The Light That Lasted
I confess that much of my knowledge about other cultures, other religions, is fairly limited. I further confess that much of my understanding about Hanukkah was inappropriately formed by an irreverent and infamous Saturday Night Live sketch of 1984. Blowhard Jim Belushi interviews timid little Julia-Louis Dreyfus who tries to explain the miracle of Judah Maccabee and how the temple oil that lit the menorah lasted eight days instead of one. Belushi spits out his coffee at her description, pronounces the miracle to be the “wimpiest miracle” he’s every heard, and the next thing you know the stagehand is on camera explaining that the show as done for the day.
Even though Belushi’s character is given the hook for being insultingly insensitive, it was hard not to consider whether oil lasting for a few extra days was as impressive as Immaculate Conception.

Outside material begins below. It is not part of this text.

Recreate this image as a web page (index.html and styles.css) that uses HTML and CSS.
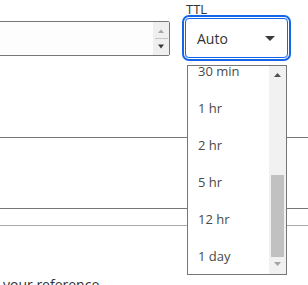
FILE: index.html
```html
<!DOCTYPE html>
<html lang="en">
<head>
<meta charset="utf-8">
<title>TTL select</title>
<link rel="stylesheet" href="styles.css">
</head>
<body>
<div class="page">
  <div class="row">
    <div class="num-field">
      <div class="num-input">
        <svg class="spin" width="16" height="33" viewBox="0 0 16 33">
          <rect x="0" y="0" width="16" height="33" fill="#efefef"/>
          <polygon points="5,11 11,11 8,7.5" fill="#a5a5a5"/>
          <line x1="2" y1="16.5" x2="15" y2="16.5" stroke="#c6c6c6" stroke-width="1"/>
          <polygon points="5,22.5 11,22.5 8,26.5" fill="#3a3a3a"/>
        </svg>
      </div>
    </div>
    <div class="ttl-field">
      <div class="label">TTL</div>
      <div class="select">
        <span class="select-value">Auto</span>
        <svg class="caret" width="10" height="5" viewBox="0 0 10 5"><polygon points="0,0 10,0 5,5" fill="#3b3b3b"/></svg>
      </div>
    </div>
  </div>
  <div class="panel"></div>
  <div class="sep"></div>
  <p class="note">your reference</p>

  <div class="dropdown">
    <div class="options">
      <ul class="option-list">
        <li>30 min</li>
        <li>1 hr</li>
        <li>2 hr</li>
        <li>5 hr</li>
        <li>12 hr</li>
        <li>1 day</li>
      </ul>
    </div>
    <svg class="scrollbar" width="17" height="208" viewBox="0 0 17 208">
      <rect x="0" y="0" width="17" height="208" fill="#f1f1f1"/>
      <polygon points="5,11 12,11 8.5,7" fill="#505050"/>
      <rect x="2" y="109" width="13" height="82" fill="#c1c1c1"/>
      <polygon points="5,196 12,196 8.5,200" fill="#a3a3a3"/>
    </svg>
  </div>
</div>
</body>
</html>
```

FILE: styles.css
```css
html, body {
  margin: 0;
  padding: 0;
  background: #fff;
}

body {
  width: 308px;
  height: 285px;
  overflow: hidden;
  font-family: "Open Sans", "Noto Sans", "Liberation Sans", sans-serif;
  color: #333;
}

.page {
  position: relative;
  width: 308px;
  height: 285px;
  overflow: hidden;
}

.row {
  display: flex;
  align-items: flex-end;
  gap: 15px;
}

.num-field {
  margin-left: -10px;
  width: 180px;
  margin-bottom: 2px;
}

.num-input {
  box-sizing: border-box;
  height: 35px;
  border: 1px solid #767676;
  border-radius: 2px;
  background: #fdfdfd;
  display: flex;
  justify-content: flex-end;
}

.spin {
  display: block;
}

.ttl-field {
  display: flex;
  flex-direction: column;
}

.label {
  height: 18px;
  font-size: 13px;
  line-height: 18px;
  color: #333;
  padding-left: 1px;
}

.select {
  box-sizing: border-box;
  width: 103px;
  height: 40px;
  border: 1px solid #1565e9;
  border-radius: 4px;
  box-shadow: 0 0 0 1px #fff, 0 0 0 3px #1565e9;
  display: flex;
  align-items: center;
  justify-content: space-between;
  padding: 0 12px 0 11px;
  font-size: 14px;
  color: #333;
}

.select-value {
  line-height: 20px;
  padding-top: 2px;
}

.caret {
  display: block;
}

.panel {
  margin-top: 79px;
  height: 70px;
  border-top: 1px solid #767676;
  border-bottom: 1px solid #767676;
}

.sep {
  margin-top: 16px;
  border-top: 1px solid #a9a9a9;
}

.note {
  margin: 49px 0 0 0;
  padding-left: 3px;
  font-size: 14px;
  line-height: 20px;
  color: #333;
}

.dropdown {
  position: absolute;
  left: 187px;
  top: 65px;
  box-sizing: border-box;
  width: 100px;
  height: 210px;
  border: 1px solid #767676;
  background: #fff;
  display: flex;
}

.options {
  flex: 1;
  overflow: hidden;
}

.option-list {
  list-style: none;
  margin: -13px 0 0 0;
  padding: 0;
}

.option-list li {
  height: 37px;
  line-height: 37px;
  padding-left: 10px;
  font-size: 13px;
  color: #4a4a4a;
}

.scrollbar {
  display: block;
  flex: none;
}
```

Then, I was watching Mayim Bialik give the most delightful explanation of Hanukkah that I could ever imagine here. And it hit me like a V-8! The oil lasted for eight days! Imagine if you were stuck in a power outage for eight days, but you were somehow able to light your one match eight times. If you thought you could only stave off the darkness for an hour, but it turned out to be eight hours. If you were caught in a snowdrift and your cell phone said it could only last for an hour, but lasted for eight hours — long enough for rescuers to arrive… that’s a big deal! (Duh!) A ceremony where they light a candle each night, then add one more, until they have a whole blazing mass is a sight that I wish I’d included in my winter rituals much, much earlier.
For the Other 12% of the World…
This business about staving off the darkness is all well and good for winter in the northern hemisphere. What about everyone in all the southern hemisphere countries, who celebrate Christmas when it’s warm outside and the days are long? We have a couple of kind kiwi friends who have sent us ornaments with Santa in sunglasses or on a surfboard, so I feel for them. According to population estimates, 88% of humanity lives in the north which means we dominate the cultural communication airwaves during December with our complaints about snow and darkness. I gather that those in the southern half of the globe have learned to take it in stride, and use the chance for a good party however they can. Good on ya!

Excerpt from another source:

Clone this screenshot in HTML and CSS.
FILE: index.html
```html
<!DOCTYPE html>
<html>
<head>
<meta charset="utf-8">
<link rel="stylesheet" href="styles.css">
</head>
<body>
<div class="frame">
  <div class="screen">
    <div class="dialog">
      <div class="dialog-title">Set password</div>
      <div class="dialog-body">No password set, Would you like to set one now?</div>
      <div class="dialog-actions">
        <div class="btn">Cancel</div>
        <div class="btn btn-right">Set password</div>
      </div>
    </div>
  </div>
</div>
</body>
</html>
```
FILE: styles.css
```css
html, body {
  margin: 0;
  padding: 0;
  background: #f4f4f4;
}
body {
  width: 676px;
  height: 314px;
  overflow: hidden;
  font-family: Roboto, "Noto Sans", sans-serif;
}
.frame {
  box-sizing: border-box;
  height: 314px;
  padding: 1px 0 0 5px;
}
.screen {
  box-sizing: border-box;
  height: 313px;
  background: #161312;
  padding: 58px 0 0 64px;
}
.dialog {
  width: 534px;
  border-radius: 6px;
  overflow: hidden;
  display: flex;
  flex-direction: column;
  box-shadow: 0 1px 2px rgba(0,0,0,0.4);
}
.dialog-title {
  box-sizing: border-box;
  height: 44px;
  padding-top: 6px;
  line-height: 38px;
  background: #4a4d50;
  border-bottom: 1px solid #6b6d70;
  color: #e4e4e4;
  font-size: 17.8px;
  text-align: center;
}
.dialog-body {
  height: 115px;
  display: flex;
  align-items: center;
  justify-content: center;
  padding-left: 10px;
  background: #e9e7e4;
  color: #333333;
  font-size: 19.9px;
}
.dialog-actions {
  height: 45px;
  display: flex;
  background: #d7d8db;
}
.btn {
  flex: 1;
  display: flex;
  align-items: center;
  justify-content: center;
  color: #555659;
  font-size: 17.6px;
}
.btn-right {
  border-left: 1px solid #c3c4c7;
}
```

A sizable chunk of people also live in India, which celebrates Diwali, a holiday I have also come to know a little by working with those who live 23.5 hours away from my time zone. From what I can tell, this is another splendiferous holiday that celebrates the triumph of light over darkness. People clean and decorate their homes, buy gifts, and fill their homes and the streets with lights. Sound familiar? Sounds like a good idea! Diwali is celebrated — based on a traditional lunar calendar, like Easter And Hanukkah — some time between the month of October and November. Gosh, I’m sorry I missed it, as it sounds like a great part of the run up to Christmas and would help ease those days when the darkness seems to start earlier and earlier.
I’ll take it all! Candles… oil that lasts for eight days… Diwali… 50,000 bulb Christmas trees… or even just a few lighted presents sitting out on my northern California backyard. Whatever gets me through the dark.